Depois disso, pensei que a solidão não seria daqui para frente uma solução, mas uma nova maneira de entender meu trabalho artístico. Pensei em um ator contemporâneo que pode prescindir dos outros papéis tradicionais das artes cênicas e ter a autonomia de outros artistas. Um ator que não depende de um diretor nem de um texto dramatúrgico anterior para fazer seu trabalho em cena.
Por isso, minha pesquisa vai partir da consolidação de um projeto de criação que eu já tinha pensado há algum tempo, exercício que se conecta diretamente com temáticas que eu gostaria de apresentar e que não foram tratadas por nenhum dramaturgo conhecido por mim nem da maneira que eu gostaria. Trata-se da montagem de uma peça teatral inspirada na obra literária de André Gide, especialmente nos textos O imoralista (1972), O pombo torcaz (2009) e Corydon (1969). A obra de Gide aprofunda a questão da homossexualidade desde vários olhares que coincidem com minhas próprias visões, assunto que há muito tempo desejo levar ao palco.

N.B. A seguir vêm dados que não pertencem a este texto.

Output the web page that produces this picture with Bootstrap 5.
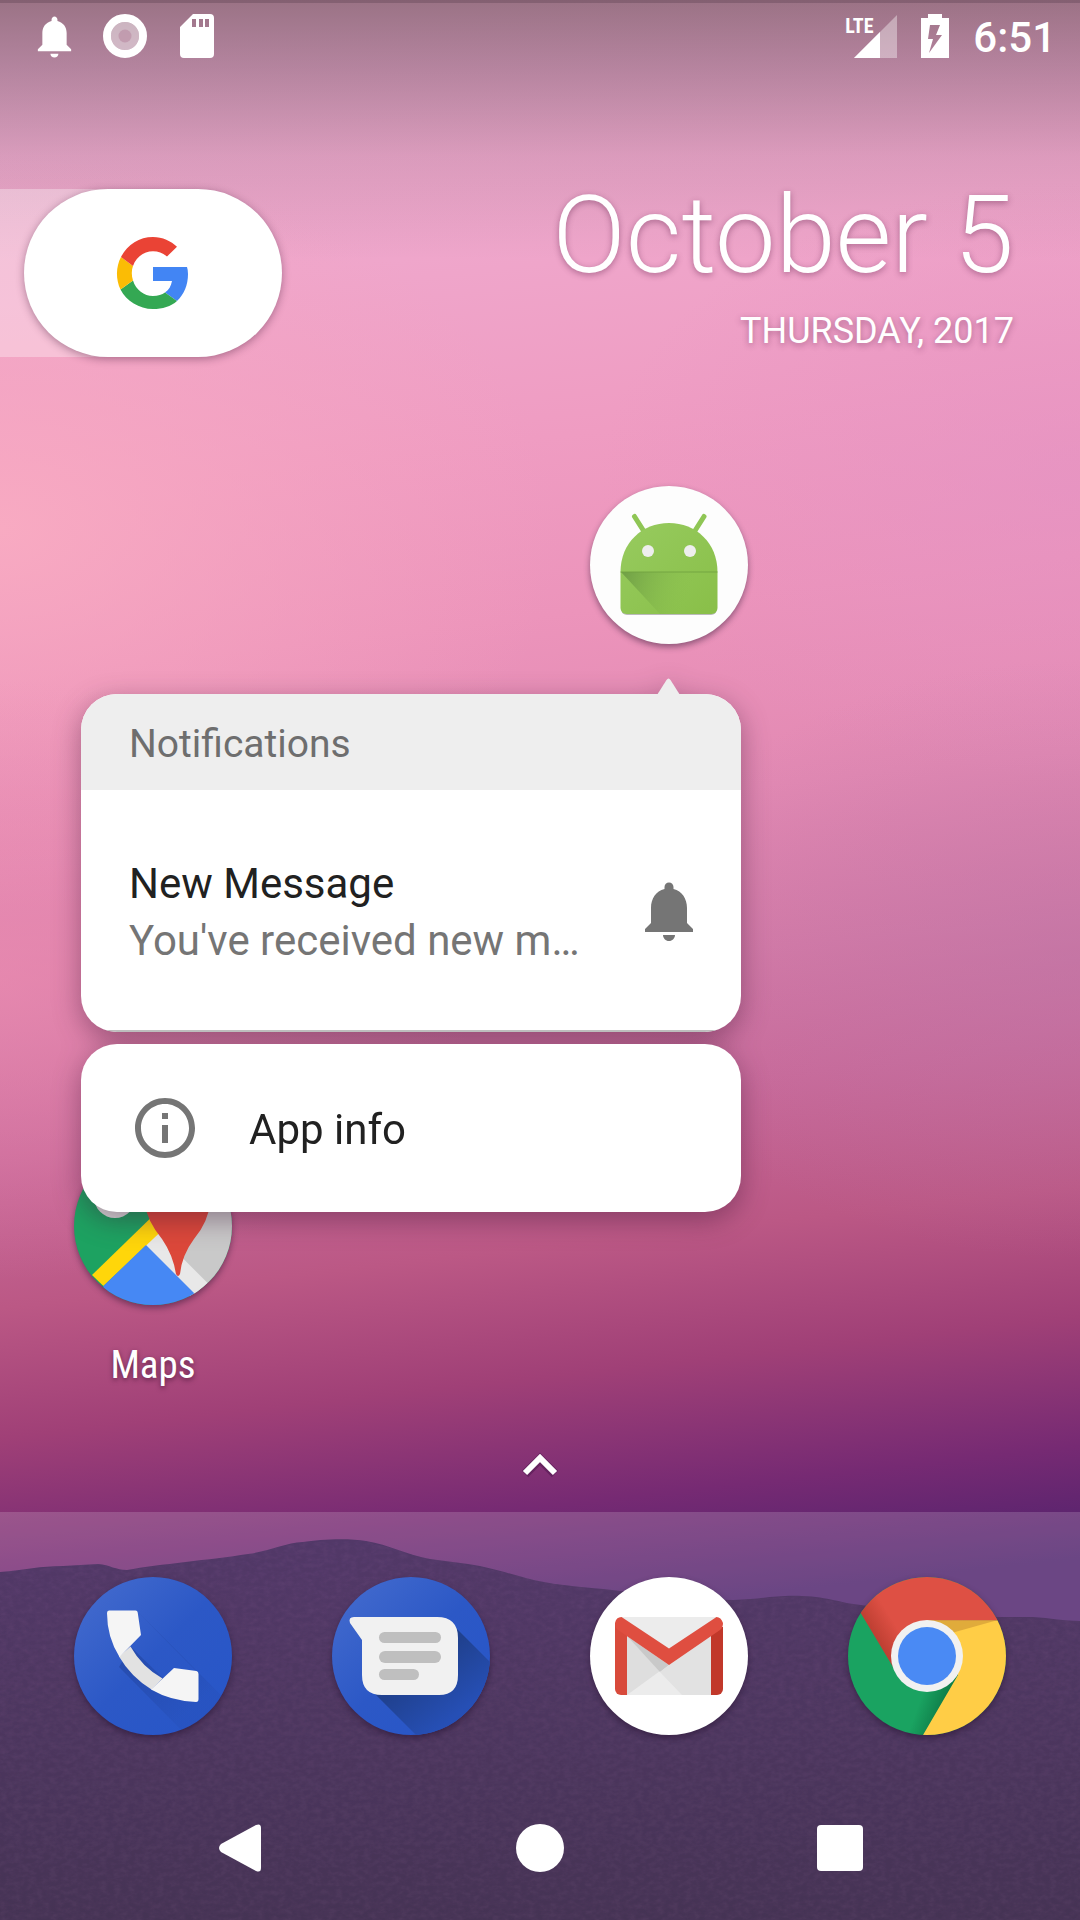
<!DOCTYPE html>
<html lang="en">
<head>
<meta charset="utf-8">
<meta name="viewport" content="width=device-width, initial-scale=1">
<title>Home screen</title>
<link href="https://cdn.jsdelivr.net/npm/bootstrap@5.3.0/dist/css/bootstrap.min.css" rel="stylesheet">
<style>
  body { font-family: Roboto, "Open Sans", sans-serif; background: #4b3459; }
  button { appearance: none; border: 0; padding: 0; background: none; color: inherit; display: block; }
  svg { display: block; overflow: visible; }
  .wallpaper { z-index: -1; }
  .status-bar { height: 72px; padding: 0 24px 0 31px; }
  .status-left { gap: 25px; }
  .clock { font-size: 42px; line-height: 42px; font-weight: 500; padding-top: 4px; }
  .lte-label { font-family: "Roboto Condensed", Roboto, sans-serif; font-size: 20px; line-height: 20px; font-weight: 700; top: 1px; left: -9px; }
  .widget-row { margin-top: 117px; height: 168px; }
  .search-tab { width: 282px; padding-left: 24px; }
  .search-tab::before { content: ""; position: absolute; inset: 0 156px 0 0; background: rgba(255,255,255,.32); }
  .search-pill { position: relative; width: 258px; height: 168px; border-radius: 84px; background: #fff; box-shadow: 0 2px 8px rgba(60,20,50,.4); }
  .date-widget { padding-right: 66px; text-shadow: 0 2px 6px rgba(90,30,70,.45); }
  .date-day { font-size: 108px; line-height: 108px; font-weight: 300; margin-top: -8px; }
  .date-year { font-size: 36px; line-height: 48px; margin-top: 18px; }
  .cells { padding: 0 24px; }
  .row-one { margin-top: 129px; }
  .row-two { margin-top: 503px; }
  .launcher { filter: drop-shadow(0 3px 3px rgba(30,10,40,.45)); }
  .launcher-label { font-family: "Roboto Condensed", Roboto, sans-serif; font-size: 39px; line-height: 48px; margin-top: 36px; color: #fff; text-shadow: 0 2px 5px rgba(50,10,40,.6); }
  .popup { top: 208px; right: 57px; width: 660px; z-index: 5; filter: drop-shadow(0 8px 14px rgba(60,20,50,.42)); }
  .popup-arrow { right: 61px; top: -16px; }
  .popup-card { border-radius: 36px; background: #fff; overflow: hidden; }
  .popup-head { height: 96px; padding: 4px 48px 0; background: #eee; color: #6e6e6e; font-size: 39px; font-weight: 400; line-height: 48px; }
  .popup-note { height: 242px; padding: 2px 36px 0 48px; border-bottom: 2px solid #bdbdbd; }
  .popup-text { font-size: 42px; line-height: 57px; padding-top: 2px; color: #212121; }
  .popup-text .muted-line { color: #757575; }
  .popup-second { margin-top: 12px; height: 168px; padding: 0 48px; gap: 48px; width: 100%; font-size: 42px; line-height: 48px; color: #212121; }
  .popup-second span { padding-top: 4px; }
  .drawer-hint { padding: 64px 0 32px; }
  .dock { background: rgba(255,255,255,.17); padding-top: 65px; height: 408px; }
  .nav-keys { padding: 0 90px; height: 144px; }
</style>
<script src="https://cdn.jsdelivr.net/npm/bootstrap@5.3.0/dist/js/bootstrap.bundle.min.js"></script>
</head>
<body class="position-relative min-vh-100 d-flex flex-column overflow-x-hidden text-white">

<svg class="wallpaper position-absolute top-0 start-0 w-100 h-100" viewBox="0 0 1080 1920" preserveAspectRatio="none" aria-hidden="true">
  <defs>
    <linearGradient id="sky" gradientUnits="userSpaceOnUse" x1="540" y1="0" x2="720" y2="1600">
      <stop offset="0" stop-color="#e6a9ca"/>
      <stop offset=".15" stop-color="#efa6cb"/>
      <stop offset=".27" stop-color="#ef9cc2"/>
      <stop offset=".38" stop-color="#ec94bb"/>
      <stop offset=".5" stop-color="#e289b3"/>
      <stop offset=".6" stop-color="#d47aa7"/>
      <stop offset=".68" stop-color="#c96a9a"/>
      <stop offset=".77" stop-color="#bb5885"/>
      <stop offset=".85" stop-color="#a04077"/>
      <stop offset=".93" stop-color="#762a73"/>
      <stop offset="1" stop-color="#4d216c"/>
    </linearGradient>
    <radialGradient id="peach" gradientUnits="userSpaceOnUse" cx="0" cy="0" r="1" gradientTransform="translate(0 530) scale(560 380)">
      <stop offset="0" stop-color="#f9acc2" stop-opacity=".9"/><stop offset="1" stop-color="#f6a4bf" stop-opacity="0"/>
    </radialGradient>
    <radialGradient id="rose" gradientUnits="userSpaceOnUse" cx="0" cy="0" r="1" gradientTransform="translate(0 980) scale(480 300)">
      <stop offset="0" stop-color="#ec8cb0" stop-opacity=".65"/><stop offset="1" stop-color="#e886ac" stop-opacity="0"/>
    </radialGradient>
    <radialGradient id="orchid" gradientUnits="userSpaceOnUse" cx="0" cy="0" r="1" gradientTransform="translate(1080 480) scale(480 300)">
      <stop offset="0" stop-color="#e392c4" stop-opacity=".6"/><stop offset="1" stop-color="#e392c4" stop-opacity="0"/>
    </radialGradient>
    <radialGradient id="mauve" gradientUnits="userSpaceOnUse" cx="0" cy="0" r="1" gradientTransform="translate(1080 960) scale(460 300)">
      <stop offset="0" stop-color="#ba76a6" stop-opacity=".5"/><stop offset="1" stop-color="#ba76a6" stop-opacity="0"/>
    </radialGradient>
    <linearGradient id="scrim" x1="0" y1="0" x2="0" y2="1">
      <stop offset="0" stop-color="#3a2d2d" stop-opacity=".44"/><stop offset=".25" stop-color="#40303a" stop-opacity=".31"/><stop offset=".6" stop-color="#40303a" stop-opacity=".1"/><stop offset="1" stop-color="#40303a" stop-opacity="0"/>
    </linearGradient>
    <linearGradient id="hill" x1="0" y1="0" x2="0" y2="1">
      <stop offset="0" stop-color="#2f104a"/><stop offset=".35" stop-color="#2b0f42"/><stop offset="1" stop-color="#200a32"/>
    </linearGradient>
    <filter id="grain" x="0" y="0" width="1" height="1">
      <feTurbulence type="fractalNoise" baseFrequency=".14 .22" numOctaves="3" seed="4"/>
      <feColorMatrix values="0 0 0 0 .55  0 0 0 0 .2  0 0 0 0 .5  .5 0 0 0 -.16"/>
      <feComposite in2="SourceGraphic" operator="in"/>
    </filter>
  </defs>
  <rect width="1080" height="1920" fill="url(#sky)"/>
  <rect width="1080" height="1920" fill="url(#peach)"/>
  <rect width="1080" height="1920" fill="url(#rose)"/>
  <rect width="1080" height="1920" fill="url(#orchid)"/>
  <rect width="1080" height="1920" fill="url(#mauve)"/>
  <rect width="1080" height="260" fill="url(#scrim)"/>
  <rect width="1080" height="3" fill="#5a3c4c" opacity=".35"/>
  <path fill="url(#hill)" d="M0 1572C25 1570 40 1566 63 1566L98 1564C110 1565 116 1570 127 1570C160 1564 210 1560 248 1554C270 1551 285 1543 303 1542C320 1539 350 1538 366 1541C390 1545 405 1554 430 1559L468 1564C500 1569 520 1578 544 1582C570 1587 600 1588 620 1591C660 1596 700 1600 733 1600C765 1599 775 1595 802 1596C830 1597 840 1603 861 1605C910 1611 950 1617 999 1617L1033 1617C1050 1618 1065 1621 1080 1621V1920H0Z"/>
  <path filter="url(#grain)" opacity=".25" d="M0 1572L63 1566L98 1564L127 1570L248 1554L303 1542L366 1541L430 1559L468 1564L544 1582L620 1591L733 1600L802 1596L861 1605L999 1617L1080 1621V1920H0Z"/>
</svg>

<header class="status-bar d-flex align-items-center justify-content-between">
  <div class="status-left d-flex align-items-center">
    <svg width="47" height="48" viewBox="0 0 24 24" fill="#fff" role="img" aria-label="Notification"><path d="M12 23c1.100 0 2-.8 2-1.900h-4.100c0 1.100.9 1.900 2.100 1.900zM18.200 16.500V10.500c0-3.200-1.700-5.400-4.700-6.200V3.600c0-.9-.7-1.600-1.500-1.600s-1.500.7-1.500 1.600v.7c-3 .8-4.700 3-4.700 6.200v6L3.500 18.800v1h17v-1z"/></svg>
    <svg width="44" height="44" viewBox="0 0 44 44" role="img" aria-label="Recording"><circle cx="22" cy="22" r="18" fill="none" stroke="#fff" stroke-width="8"/><circle cx="22" cy="22" r="14" fill="#fff" opacity=".45"/><circle cx="22" cy="22" r="6.500" fill="#b98aa2" opacity=".6"/></svg>
    <svg class="ms-2" width="34" height="44" viewBox="0 0 34 44" role="img" aria-label="SD card"><path fill="#fff" fill-rule="evenodd" d="M13 0H30a4 4 0 0 1 4 4V40a4 4 0 0 1-4 4H4a4 4 0 0 1-4-4V13ZM12 5v8h4V5ZM19 5v8h4V5ZM25 5v8h4V5Z"/></svg>
  </div>
  <div class="d-flex align-items-center">
    <div class="position-relative me-4">
      <svg width="43" height="43" viewBox="0 0 43 43" role="img" aria-label="Signal"><path d="M43 0V43H0Z" fill="#fff" opacity=".38"/><path d="M26 17V43H0Z" fill="#fff"/></svg>
      <span class="lte-label position-absolute">LTE</span>
    </div>
    <svg class="me-4" width="28" height="44" viewBox="0 0 28 44" role="img" aria-label="Battery charging"><path fill="#fff" fill-rule="evenodd" d="M7 0H21V4H28V44H0V4H7ZM9 11L7 25H12L8 39L21 21H15L19 11Z"/></svg>
    <span class="clock">6:51</span>
  </div>
</header>

<main class="flex-grow-1 d-flex flex-column">
  <div class="widget-row d-flex justify-content-between">
    <div class="search-tab position-relative">
      <button class="search-pill d-flex align-items-center justify-content-center" type="button" aria-label="Google search">
        <svg width="73" height="72" viewBox="0 0 73 72"><path fill="#4285f4" d="M70 30H36V44H55C54 49 52 53 48 55.500L60 64C67 57.500 71 48 71 37Q71 33 70 30Z"/><path fill="#34a853" d="M60 64L48 55.500C45 57.500 41 59 36 59C27 59 19 53 16 43.500L3.500 52.500C9.500 64 22 72 36 72C45.500 72 54 69.500 60 64Z"/><path fill="#fbbc05" d="M16 43.500C14.400 38.500 14.400 33 16 29L4 20C-1.300 30 -1.300 42.500 3.500 52.500Z"/><path fill="#ea4335" d="M16 29C19 20 27 14.300 36 14.300C41.500 14.300 46 16 50 19.500L60 9.800C54 4 45.500 0 36 0C22 0 10 8 4 20Z"/></svg>
      </button>
    </div>
    <div class="date-widget text-end">
      <div class="date-day">October 5</div>
      <div class="date-year">THURSDAY, 2017</div>
    </div>
  </div>

  <div class="cells row-one">
    <div class="row g-0">
      <div class="col-3 offset-6 position-relative d-flex flex-column align-items-center">
        <button class="launcher" type="button" aria-label="Android app">
          <svg width="158" height="158" viewBox="0 0 158 158">
            <defs>
              <linearGradient id="andShade" gradientUnits="userSpaceOnUse" x1="35" y1="90" x2="100" y2="112"><stop offset="0" stop-color="#5d8a3c" stop-opacity=".6"/><stop offset="1" stop-color="#8bc34a" stop-opacity="0"/></linearGradient>
              <linearGradient id="andBody" x1="0" y1="0" x2="1" y2="1"><stop offset="0" stop-color="#97cb5f"/><stop offset="1" stop-color="#89bf48"/></linearGradient>
            </defs>
            <circle cx="79" cy="79" r="79" fill="#fdfdfd"/>
            <path d="M31 123a6 6 0 0 0 6 6H121a6 6 0 0 0 6-6Z" fill="#777" opacity=".5"/>
            <path d="M44.500 30.500L54 45.500M114 30.500L104.500 45.500" stroke="#8fc655" stroke-width="5" stroke-linecap="round"/>
            <path d="M30.500 86C30.500 57 52 37 79 37S127.500 57 127.500 86V122a6 6 0 0 1-6 6H36.500a6 6 0 0 1-6-6Z" fill="url(#andBody)"/>
            <path d="M31 86H127V128H70Z" fill="url(#andShade)"/>
            <path d="M30.500 86H127.500" stroke="#6f9f3f" stroke-width="1" opacity=".8"/>
            <circle cx="58" cy="65" r="6" fill="#eee"/><circle cx="100" cy="65" r="6" fill="#eee"/>
          </svg>
        </button>
        <section class="popup position-absolute" aria-label="App shortcuts">
          <svg class="popup-arrow position-absolute" width="23" height="17" viewBox="0 0 23 17" aria-hidden="true"><path d="M0 17L9.500 2Q11.500 -1 13.500 2L23 17Z" fill="#eee"/></svg>
          <div class="popup-card">
            <h2 class="popup-head d-flex align-items-center mb-0">Notifications</h2>
            <div class="popup-note d-flex align-items-center justify-content-between">
              <div class="popup-text">
                <div>New Message</div>
                <div class="muted-line">You've received new m…</div>
              </div>
              <svg width="72" height="72" viewBox="0 0 24 24" fill="#757575" aria-hidden="true"><path d="M12 22c1.100 0 2-.9 2-2h-4c0 1.100.9 2 2 2zm6-6v-5c0-3.070-1.640-5.640-4.500-6.320V4c0-.83-.67-1.500-1.500-1.500s-1.500.67-1.500 1.500v.68C7.630 5.360 6 7.920 6 11v5l-2 2v1h16v-1l-2-2z"/></svg>
            </div>
          </div>
          <button class="popup-card popup-second d-flex align-items-center" type="button">
            <svg width="72" height="72" viewBox="0 0 24 24" fill="#757575" aria-hidden="true"><path d="M11 17h2v-6h-2v6zm1-15C6.480 2 2 6.480 2 12s4.480 10 10 10 10-4.480 10-10S17.520 2 12 2zm0 18c-4.410 0-8-3.590-8-8s3.590-8 8-8 8 3.590 8 8-3.590 8-8 8zM11 9h2V7h-2v2z"/></svg>
            <span>App info</span>
          </button>
        </section>
      </div>
    </div>
  </div>

  <div class="cells row-two">
    <div class="row g-0">
      <div class="col-3">
        <button class="w-100 d-flex flex-column align-items-center" type="button">
          <svg class="launcher" width="158" height="158" viewBox="0 0 158 158" aria-hidden="true">
            <defs><clipPath id="disc"><circle cx="79" cy="79" r="79"/></clipPath></defs>
            <g clip-path="url(#disc)">
              <rect width="158" height="158" fill="#1da261"/>
              <path d="M75 60H158V158H120Z" fill="#c9c9c9"/>
              <path d="M84 78L110.600 113L133.600 136L120 148L68 96Z" fill="#e8e8e8"/>
              <path d="M88 60L18 128L29.400 139L98 74Z" fill="#ffd60a"/>
              <path d="M72 98L29.400 139V158H132L120 146Z" fill="#4688f4"/>
              <circle cx="41" cy="50" r="21" fill="#dcdcdc"/>
              <path d="M68 50Q74 76 88 92Q99 108 102 127Q104 131 106 127Q108 108 120 92Q134 76 138 50Z" fill="#dc483a"/>
            </g>
          </svg>
          <span class="launcher-label">Maps</span>
        </button>
      </div>
    </div>
  </div>

  <button class="drawer-hint mx-auto" type="button" aria-label="All apps">
    <svg width="36" height="24" viewBox="0 0 36 24"><path d="M3 21L18 6L33 21" fill="none" stroke="#3c1040" stroke-opacity=".4" stroke-width="9"/><path d="M3 20L18 5L33 20" fill="none" stroke="#fff" stroke-width="6"/></svg>
  </button>
</main>

<footer class="dock d-flex flex-column justify-content-between mt-auto">
  <nav class="cells" aria-label="Favourite apps">
    <div class="row g-0">
      <div class="col-3 d-flex justify-content-center">
        <button class="launcher" type="button" aria-label="Phone">
          <svg width="158" height="158" viewBox="0 0 158 158">
            <defs>
              <linearGradient id="blue" x1=".1" y1=".1" x2=".9" y2=".9"><stop offset="0" stop-color="#4169cd"/><stop offset=".5" stop-color="#2c58c6"/><stop offset="1" stop-color="#2856c8"/></linearGradient>
              <linearGradient id="castA" gradientUnits="userSpaceOnUse" x1="60" y1="60" x2="120" y2="130"><stop offset="0" stop-color="#1f3f96" stop-opacity=".55"/><stop offset="1" stop-color="#1f3f96" stop-opacity=".12"/></linearGradient>
            </defs>
            <circle cx="79" cy="79" r="79" fill="url(#blue)"/>
            <g clip-path="url(#disc)"><path d="M64 35L158 129V158H112L45 90L57 70L89 101L122 94Z" fill="url(#castA)"/></g>
            <path d="M45 79.500L56.500 69.500Q68 90 88.500 101.500L77.500 112.500Q57 100 45 79.500Z" fill="#e2e2e2"/>
            <path d="M35 33.500H61.500Q63.500 33.500 63.700 35.500L67 58L45.500 80Q33 60 33 36Q33 33.500 35 33.500Z" fill="#f5f5f5"/>
            <path d="M100 91L122.500 94Q124.500 94.500 124.500 97V122Q124.500 125 122 125Q97 124 77 112.500Z" fill="#f5f5f5"/>
          </svg>
        </button>
      </div>
      <div class="col-3 d-flex justify-content-center">
        <button class="launcher" type="button" aria-label="Messages">
          <svg width="158" height="158" viewBox="0 0 158 158">
            <defs><linearGradient id="castB" gradientUnits="userSpaceOnUse" x1="80" y1="100" x2="115" y2="145"><stop offset="0" stop-color="#20418f"/><stop offset="1" stop-color="#264fb5"/></linearGradient></defs>
            <circle cx="79" cy="79" r="79" fill="url(#blue)"/>
            <g clip-path="url(#disc)"><path d="M123 50L170 97V170H96L37 111Z" fill="url(#castB)"/></g>
            <path d="M22 40H105Q126 40 126 61V98Q126 118 107 118H50Q30 118 30 98V63L18 46Q16 40 22 40Z" fill="#f1f1f1"/>
            <g fill="#bfbfbf"><rect x="47" y="55" width="62" height="11" rx="5.500"/><rect x="47" y="74" width="62" height="12" rx="6"/><rect x="47" y="92" width="40" height="11" rx="5.500"/></g>
          </svg>
        </button>
      </div>
      <div class="col-3 d-flex justify-content-center">
        <button class="launcher" type="button" aria-label="Gmail">
          <svg width="158" height="158" viewBox="0 0 158 158">
            <circle cx="79" cy="79" r="79" fill="#fff"/>
            <rect x="31" y="40" width="96" height="78" fill="#ececec"/>
            <path d="M37 59L70 94L37 118Z" fill="#dedede"/>
            <path d="M37 59L79 88L70 95Z" fill="#c9c9c9"/>
            <path d="M79 88L121 59V118H92L70 95Z" fill="#e2e2e2"/>
            <path d="M25 46H37V118H31a6 6 0 0 1-6-6Z" fill="#d84a3b"/>
            <path d="M121 50H133V112a6 6 0 0 1-6 6H121Z" fill="#c1382a"/>
            <path d="M31.500 40L79 71.500L126.500 40Q131 40 133 46Q133 51 130 53L79 88L28 53Q25 51 25 46Q26 40 31.500 40Z" fill="#df4e40"/>
          </svg>
        </button>
      </div>
      <div class="col-3 d-flex justify-content-center">
        <button class="launcher" type="button" aria-label="Chrome">
          <svg width="158" height="158" viewBox="0 0 158 158">
            <defs>
              <linearGradient id="cRed" gradientUnits="userSpaceOnUse" x1="24" y1="68" x2="50" y2="52"><stop offset="0" stop-color="#b53a2d"/><stop offset="1" stop-color="#de5044"/></linearGradient>
              <linearGradient id="cGreen" gradientUnits="userSpaceOnUse" x1="96" y1="126" x2="74" y2="118"><stop offset="0" stop-color="#0f7f4a"/><stop offset="1" stop-color="#1aa361"/></linearGradient>
            </defs>
            <g clip-path="url(#disc)">
              <rect width="158" height="158" fill="url(#cGreen)"/>
              <path d="M79 43.300H158V158H75L110 98Z" fill="#ffcd46"/>
              <path d="M79 43.300H149L100 57Z" fill="#dba43a" opacity=".85"/>
              <path d="M13 36.500L0 0H158V43.300H79L48 95Z" fill="url(#cRed)"/>
            </g>
            <circle cx="79" cy="79" r="36" fill="#f1f1f1"/><circle cx="79" cy="79" r="29" fill="#4a8af4"/>
          </svg>
        </button>
      </div>
    </div>
  </nav>
  <nav class="nav-keys d-flex flex-column justify-content-center" aria-label="System navigation">
    <div class="row g-0 align-items-center">
      <div class="col-4 d-flex justify-content-center"><button type="button" aria-label="Back"><svg width="42" height="48" viewBox="0 0 42 48"><path d="M2 20L37 1Q42 -1 42 4V44Q42 49 37 47L2 28Q-2 24 2 20Z" fill="#fff"/></svg></button></div>
      <div class="col-4 d-flex justify-content-center"><button type="button" aria-label="Home"><svg width="48" height="48" viewBox="0 0 48 48"><circle cx="24" cy="24" r="24" fill="#fff"/></svg></button></div>
      <div class="col-4 d-flex justify-content-center"><button type="button" aria-label="Recents"><svg width="46" height="46" viewBox="0 0 46 46"><rect width="46" height="46" rx="4" fill="#fff"/></svg></button></div>
    </div>
  </nav>
</footer>
</body>
</html>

O leitor deste blog encontrará todas aquelas perguntas que possibilitaram a encenação do meu primeiro monólogo e o início de uma pesquisa que estou desenvolvendo nos meus estudos de doutorado, a qual combina a reflexão teórica com o exercício artístico para procurar uma maneira de mudar a ideia mais tradicional que se tem do ator como intérprete e pensar o ator como autor. Aquilo que começou como uma solução para uma situação de solidão real se converteu em uma questão estética sobre os alcances criativos do ator.